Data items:

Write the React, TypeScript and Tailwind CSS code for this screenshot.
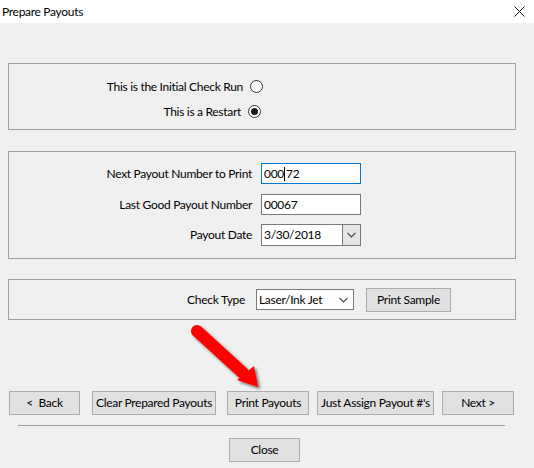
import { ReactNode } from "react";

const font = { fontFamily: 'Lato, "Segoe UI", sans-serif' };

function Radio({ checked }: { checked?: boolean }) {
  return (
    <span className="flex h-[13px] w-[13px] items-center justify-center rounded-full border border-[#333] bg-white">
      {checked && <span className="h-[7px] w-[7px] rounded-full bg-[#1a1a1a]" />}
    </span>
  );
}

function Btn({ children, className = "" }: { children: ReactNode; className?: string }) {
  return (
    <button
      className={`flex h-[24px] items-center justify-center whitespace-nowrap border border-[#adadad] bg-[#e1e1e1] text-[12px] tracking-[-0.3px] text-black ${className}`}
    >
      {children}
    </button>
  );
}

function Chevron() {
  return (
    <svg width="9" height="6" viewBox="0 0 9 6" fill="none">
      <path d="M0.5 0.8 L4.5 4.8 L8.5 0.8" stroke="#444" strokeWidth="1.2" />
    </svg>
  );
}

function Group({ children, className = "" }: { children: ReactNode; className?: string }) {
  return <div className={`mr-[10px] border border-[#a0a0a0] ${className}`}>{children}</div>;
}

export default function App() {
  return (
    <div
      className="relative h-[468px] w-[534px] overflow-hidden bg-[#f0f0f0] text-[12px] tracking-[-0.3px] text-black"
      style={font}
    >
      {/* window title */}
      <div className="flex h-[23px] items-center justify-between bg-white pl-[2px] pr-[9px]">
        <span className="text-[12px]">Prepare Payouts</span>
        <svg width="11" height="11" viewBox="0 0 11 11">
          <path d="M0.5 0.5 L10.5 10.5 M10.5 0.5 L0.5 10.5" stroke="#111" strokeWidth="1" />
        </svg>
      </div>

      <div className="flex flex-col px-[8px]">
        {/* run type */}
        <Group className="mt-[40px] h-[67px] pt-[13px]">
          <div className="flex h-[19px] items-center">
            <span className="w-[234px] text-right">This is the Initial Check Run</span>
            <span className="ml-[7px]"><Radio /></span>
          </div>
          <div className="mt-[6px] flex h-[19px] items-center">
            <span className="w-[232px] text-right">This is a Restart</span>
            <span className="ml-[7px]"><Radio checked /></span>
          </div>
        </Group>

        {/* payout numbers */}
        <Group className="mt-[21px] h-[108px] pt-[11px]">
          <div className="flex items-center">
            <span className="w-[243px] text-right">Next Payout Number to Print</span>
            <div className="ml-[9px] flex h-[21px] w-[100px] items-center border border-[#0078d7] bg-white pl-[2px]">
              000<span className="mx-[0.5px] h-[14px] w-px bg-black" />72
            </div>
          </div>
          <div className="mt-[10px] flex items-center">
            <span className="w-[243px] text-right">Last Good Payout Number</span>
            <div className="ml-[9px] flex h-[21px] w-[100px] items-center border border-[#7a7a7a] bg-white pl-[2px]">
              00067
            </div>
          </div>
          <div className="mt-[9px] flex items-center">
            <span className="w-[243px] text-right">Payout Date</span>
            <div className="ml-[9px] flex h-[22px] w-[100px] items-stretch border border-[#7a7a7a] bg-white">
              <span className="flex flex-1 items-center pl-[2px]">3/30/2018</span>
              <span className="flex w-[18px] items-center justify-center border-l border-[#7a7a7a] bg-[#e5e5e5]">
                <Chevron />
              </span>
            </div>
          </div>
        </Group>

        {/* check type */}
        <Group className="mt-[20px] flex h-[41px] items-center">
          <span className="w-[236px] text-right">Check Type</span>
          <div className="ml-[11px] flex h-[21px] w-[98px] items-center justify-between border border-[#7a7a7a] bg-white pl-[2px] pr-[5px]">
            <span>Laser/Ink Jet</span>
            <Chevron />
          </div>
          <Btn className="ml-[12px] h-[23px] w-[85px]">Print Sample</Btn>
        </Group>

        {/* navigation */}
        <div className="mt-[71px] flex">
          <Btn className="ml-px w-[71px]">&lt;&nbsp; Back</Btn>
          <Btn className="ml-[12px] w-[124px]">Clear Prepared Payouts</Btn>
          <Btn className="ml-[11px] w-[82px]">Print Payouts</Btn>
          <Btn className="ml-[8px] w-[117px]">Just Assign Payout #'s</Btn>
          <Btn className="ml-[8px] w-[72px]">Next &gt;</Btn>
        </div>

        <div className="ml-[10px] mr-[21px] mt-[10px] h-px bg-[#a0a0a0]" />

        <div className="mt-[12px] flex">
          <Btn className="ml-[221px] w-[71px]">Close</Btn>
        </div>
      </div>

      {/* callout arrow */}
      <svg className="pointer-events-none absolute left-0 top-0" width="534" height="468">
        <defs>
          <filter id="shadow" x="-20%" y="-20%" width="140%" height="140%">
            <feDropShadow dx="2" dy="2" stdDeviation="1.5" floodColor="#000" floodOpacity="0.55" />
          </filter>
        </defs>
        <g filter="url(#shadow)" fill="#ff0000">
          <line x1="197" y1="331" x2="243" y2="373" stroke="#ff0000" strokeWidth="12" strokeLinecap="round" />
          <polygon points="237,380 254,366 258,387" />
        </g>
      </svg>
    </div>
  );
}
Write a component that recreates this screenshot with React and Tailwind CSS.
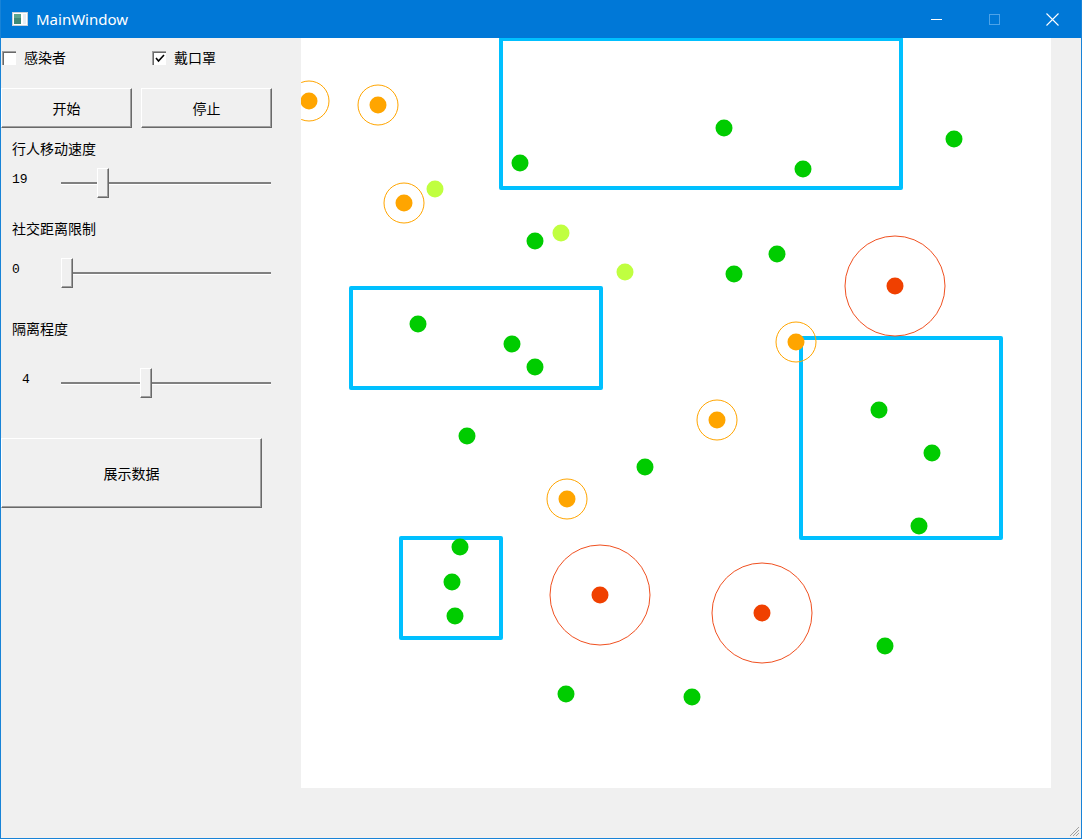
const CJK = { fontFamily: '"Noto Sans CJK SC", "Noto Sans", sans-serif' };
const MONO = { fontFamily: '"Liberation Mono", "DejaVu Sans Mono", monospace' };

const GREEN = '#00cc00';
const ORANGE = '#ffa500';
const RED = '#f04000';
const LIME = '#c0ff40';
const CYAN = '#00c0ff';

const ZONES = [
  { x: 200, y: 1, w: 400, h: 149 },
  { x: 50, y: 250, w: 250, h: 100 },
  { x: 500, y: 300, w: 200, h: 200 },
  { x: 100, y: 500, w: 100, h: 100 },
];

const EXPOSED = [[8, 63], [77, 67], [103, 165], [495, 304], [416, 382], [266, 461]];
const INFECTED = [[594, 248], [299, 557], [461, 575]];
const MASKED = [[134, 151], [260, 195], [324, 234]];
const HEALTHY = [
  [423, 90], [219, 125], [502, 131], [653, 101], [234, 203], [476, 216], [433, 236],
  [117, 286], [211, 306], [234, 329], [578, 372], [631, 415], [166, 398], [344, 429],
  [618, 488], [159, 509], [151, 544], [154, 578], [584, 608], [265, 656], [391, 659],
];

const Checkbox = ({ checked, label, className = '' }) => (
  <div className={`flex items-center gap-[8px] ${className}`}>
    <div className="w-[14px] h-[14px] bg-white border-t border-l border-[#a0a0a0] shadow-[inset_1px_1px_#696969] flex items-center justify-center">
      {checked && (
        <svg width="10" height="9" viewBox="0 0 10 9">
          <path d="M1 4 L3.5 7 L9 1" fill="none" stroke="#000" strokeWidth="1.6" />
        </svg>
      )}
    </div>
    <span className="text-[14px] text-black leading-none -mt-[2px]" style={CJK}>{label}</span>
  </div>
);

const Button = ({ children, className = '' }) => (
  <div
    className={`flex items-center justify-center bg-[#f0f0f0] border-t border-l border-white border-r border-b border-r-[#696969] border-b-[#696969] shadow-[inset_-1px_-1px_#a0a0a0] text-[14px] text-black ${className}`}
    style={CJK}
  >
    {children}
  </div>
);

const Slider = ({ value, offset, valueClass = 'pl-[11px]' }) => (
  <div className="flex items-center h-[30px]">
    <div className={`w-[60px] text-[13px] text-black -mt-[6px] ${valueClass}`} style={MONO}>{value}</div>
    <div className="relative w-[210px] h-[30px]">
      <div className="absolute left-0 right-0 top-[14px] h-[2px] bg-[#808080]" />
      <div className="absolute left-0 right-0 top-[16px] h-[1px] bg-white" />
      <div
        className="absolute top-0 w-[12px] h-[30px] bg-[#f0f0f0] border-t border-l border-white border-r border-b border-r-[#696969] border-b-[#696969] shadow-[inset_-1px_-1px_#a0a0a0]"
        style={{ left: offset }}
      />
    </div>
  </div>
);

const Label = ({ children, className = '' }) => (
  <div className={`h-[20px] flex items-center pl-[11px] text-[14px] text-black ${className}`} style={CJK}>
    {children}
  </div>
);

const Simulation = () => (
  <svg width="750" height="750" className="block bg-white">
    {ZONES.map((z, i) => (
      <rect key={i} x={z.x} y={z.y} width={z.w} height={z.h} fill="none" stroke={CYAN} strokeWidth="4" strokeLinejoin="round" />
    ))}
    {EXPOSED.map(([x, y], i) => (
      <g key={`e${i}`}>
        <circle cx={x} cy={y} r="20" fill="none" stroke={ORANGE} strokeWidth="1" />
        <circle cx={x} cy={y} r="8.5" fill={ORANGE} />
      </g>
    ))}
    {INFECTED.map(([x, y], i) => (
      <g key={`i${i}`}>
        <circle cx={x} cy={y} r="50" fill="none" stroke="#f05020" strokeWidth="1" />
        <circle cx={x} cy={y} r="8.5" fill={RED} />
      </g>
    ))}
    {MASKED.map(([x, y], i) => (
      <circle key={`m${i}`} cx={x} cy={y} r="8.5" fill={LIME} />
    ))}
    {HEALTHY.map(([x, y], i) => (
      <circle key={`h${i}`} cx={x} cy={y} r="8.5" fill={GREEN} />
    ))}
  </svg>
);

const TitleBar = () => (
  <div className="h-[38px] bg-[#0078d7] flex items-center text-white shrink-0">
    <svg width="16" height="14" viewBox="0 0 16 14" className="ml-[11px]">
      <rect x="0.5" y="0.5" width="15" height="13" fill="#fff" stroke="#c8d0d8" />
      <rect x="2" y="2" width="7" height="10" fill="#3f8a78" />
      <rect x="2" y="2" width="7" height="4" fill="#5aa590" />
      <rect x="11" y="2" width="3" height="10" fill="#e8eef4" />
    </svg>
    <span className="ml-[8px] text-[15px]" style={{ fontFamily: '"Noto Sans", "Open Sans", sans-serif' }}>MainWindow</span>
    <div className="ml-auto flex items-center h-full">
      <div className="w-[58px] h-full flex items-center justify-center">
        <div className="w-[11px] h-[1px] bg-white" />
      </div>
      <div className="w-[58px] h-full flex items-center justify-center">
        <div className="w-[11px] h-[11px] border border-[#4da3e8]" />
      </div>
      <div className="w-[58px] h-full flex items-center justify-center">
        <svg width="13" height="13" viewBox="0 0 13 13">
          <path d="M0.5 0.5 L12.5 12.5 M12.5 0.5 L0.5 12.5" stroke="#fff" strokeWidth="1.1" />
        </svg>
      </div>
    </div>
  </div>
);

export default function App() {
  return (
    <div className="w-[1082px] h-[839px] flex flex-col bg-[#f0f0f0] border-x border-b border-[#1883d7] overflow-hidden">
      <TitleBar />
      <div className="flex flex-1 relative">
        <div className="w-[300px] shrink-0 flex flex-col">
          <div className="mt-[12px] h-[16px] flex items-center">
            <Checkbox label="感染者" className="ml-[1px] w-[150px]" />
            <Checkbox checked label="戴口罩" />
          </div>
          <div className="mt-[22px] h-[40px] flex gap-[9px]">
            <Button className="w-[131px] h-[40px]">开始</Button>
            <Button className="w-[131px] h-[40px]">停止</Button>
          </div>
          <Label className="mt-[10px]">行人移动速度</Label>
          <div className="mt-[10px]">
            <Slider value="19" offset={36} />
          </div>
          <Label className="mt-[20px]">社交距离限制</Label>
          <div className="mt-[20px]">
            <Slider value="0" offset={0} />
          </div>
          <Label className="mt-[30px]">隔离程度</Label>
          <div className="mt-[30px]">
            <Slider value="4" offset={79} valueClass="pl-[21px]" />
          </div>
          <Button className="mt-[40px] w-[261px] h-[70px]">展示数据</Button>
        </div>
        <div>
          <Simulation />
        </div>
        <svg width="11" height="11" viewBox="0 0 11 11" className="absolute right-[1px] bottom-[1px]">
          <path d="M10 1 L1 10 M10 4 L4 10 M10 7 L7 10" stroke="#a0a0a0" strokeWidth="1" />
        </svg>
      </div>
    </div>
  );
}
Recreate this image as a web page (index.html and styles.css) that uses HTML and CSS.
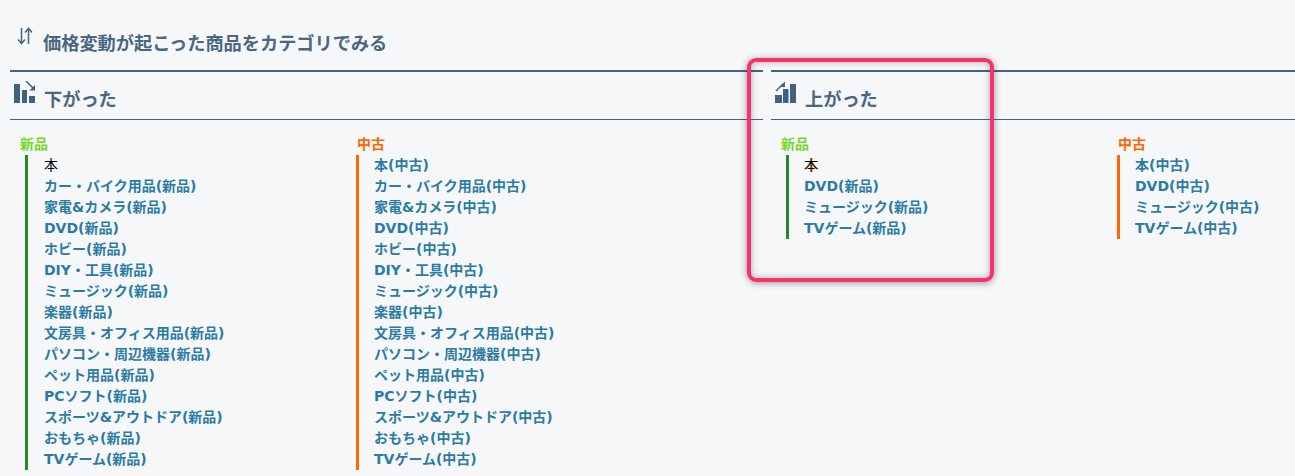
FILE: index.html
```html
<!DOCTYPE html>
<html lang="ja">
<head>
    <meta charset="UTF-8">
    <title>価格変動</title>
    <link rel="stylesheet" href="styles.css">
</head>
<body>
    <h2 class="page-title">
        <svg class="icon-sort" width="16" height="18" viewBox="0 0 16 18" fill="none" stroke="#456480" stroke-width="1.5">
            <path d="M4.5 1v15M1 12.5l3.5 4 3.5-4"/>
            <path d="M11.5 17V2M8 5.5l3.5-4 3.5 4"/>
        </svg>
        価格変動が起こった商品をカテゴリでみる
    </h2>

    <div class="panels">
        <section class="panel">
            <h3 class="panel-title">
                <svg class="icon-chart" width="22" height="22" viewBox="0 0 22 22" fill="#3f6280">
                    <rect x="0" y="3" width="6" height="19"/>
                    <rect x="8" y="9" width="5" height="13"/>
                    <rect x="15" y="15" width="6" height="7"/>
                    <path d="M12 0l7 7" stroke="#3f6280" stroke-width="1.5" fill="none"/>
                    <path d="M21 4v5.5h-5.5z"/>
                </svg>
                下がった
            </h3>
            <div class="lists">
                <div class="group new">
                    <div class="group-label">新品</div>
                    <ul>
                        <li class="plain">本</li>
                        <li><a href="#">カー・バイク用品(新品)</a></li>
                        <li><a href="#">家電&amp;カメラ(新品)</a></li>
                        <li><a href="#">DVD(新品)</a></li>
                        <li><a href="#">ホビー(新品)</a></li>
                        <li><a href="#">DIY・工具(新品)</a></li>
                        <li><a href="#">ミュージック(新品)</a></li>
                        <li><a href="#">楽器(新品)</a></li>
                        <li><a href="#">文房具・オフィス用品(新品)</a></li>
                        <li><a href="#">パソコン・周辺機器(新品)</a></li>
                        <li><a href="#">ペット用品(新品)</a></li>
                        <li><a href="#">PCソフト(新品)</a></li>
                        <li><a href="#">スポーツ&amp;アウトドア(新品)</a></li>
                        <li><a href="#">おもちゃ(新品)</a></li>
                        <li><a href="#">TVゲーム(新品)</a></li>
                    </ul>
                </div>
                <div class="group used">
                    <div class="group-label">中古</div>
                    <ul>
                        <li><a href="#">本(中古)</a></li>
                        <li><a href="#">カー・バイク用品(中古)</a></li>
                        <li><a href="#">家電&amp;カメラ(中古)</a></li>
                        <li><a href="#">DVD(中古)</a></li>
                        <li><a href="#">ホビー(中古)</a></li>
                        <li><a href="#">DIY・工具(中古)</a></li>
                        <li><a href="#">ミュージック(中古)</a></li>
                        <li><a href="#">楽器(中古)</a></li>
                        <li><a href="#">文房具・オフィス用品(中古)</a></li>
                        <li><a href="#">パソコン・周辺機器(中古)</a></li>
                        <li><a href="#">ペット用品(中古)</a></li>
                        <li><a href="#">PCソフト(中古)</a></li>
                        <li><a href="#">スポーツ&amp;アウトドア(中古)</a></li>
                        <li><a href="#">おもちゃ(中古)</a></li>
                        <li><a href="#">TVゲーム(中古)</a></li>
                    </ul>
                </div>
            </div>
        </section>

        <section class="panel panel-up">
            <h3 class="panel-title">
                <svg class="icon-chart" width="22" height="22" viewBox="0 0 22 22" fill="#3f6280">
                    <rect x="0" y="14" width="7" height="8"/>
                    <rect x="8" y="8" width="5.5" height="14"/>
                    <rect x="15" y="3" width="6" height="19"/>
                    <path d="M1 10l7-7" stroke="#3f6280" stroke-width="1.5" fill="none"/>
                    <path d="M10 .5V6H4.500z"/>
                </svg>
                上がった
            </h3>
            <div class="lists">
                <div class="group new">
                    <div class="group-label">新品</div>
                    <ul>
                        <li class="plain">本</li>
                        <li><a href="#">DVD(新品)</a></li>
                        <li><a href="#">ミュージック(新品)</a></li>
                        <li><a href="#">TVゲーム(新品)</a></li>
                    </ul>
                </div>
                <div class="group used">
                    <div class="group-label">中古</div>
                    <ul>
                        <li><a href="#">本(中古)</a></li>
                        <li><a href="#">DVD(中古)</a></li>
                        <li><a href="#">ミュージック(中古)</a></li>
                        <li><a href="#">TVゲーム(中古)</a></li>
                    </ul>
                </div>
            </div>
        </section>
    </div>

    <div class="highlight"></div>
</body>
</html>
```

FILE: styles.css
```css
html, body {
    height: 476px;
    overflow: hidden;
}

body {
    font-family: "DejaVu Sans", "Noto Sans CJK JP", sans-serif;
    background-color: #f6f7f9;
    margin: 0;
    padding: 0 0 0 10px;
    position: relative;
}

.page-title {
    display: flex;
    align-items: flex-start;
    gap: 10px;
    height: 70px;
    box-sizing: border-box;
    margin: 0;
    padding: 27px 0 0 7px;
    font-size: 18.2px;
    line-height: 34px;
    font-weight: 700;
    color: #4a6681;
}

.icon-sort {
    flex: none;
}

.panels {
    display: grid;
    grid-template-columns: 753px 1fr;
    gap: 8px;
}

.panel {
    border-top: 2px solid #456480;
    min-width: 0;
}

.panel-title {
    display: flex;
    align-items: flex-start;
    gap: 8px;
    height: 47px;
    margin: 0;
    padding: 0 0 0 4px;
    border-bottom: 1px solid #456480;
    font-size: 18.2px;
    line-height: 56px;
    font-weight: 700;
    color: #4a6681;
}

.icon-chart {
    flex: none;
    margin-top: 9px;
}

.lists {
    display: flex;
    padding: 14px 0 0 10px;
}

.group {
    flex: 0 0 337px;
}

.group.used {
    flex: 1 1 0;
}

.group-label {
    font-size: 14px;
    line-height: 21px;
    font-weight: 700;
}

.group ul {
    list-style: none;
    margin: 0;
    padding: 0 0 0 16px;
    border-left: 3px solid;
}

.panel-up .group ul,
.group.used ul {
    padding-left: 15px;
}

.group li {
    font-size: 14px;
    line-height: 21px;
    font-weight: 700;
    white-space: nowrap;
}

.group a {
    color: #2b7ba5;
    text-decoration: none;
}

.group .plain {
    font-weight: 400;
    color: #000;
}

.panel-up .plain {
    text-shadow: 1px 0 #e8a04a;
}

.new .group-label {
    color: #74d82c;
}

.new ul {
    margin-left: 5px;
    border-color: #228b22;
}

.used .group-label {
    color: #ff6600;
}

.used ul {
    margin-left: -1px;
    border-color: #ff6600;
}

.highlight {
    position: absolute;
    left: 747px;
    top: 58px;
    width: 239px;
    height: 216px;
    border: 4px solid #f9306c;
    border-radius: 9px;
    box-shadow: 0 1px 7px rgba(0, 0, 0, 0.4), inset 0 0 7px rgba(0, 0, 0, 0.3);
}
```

■ **THE EXERCISE**
From the entries above, copy every line containing the word "screenshot".

■ **TASK OUTPUT**
Write the React, TypeScript and Tailwind CSS code for this screenshot.
Write a component that recreates this screenshot with React and Tailwind CSS.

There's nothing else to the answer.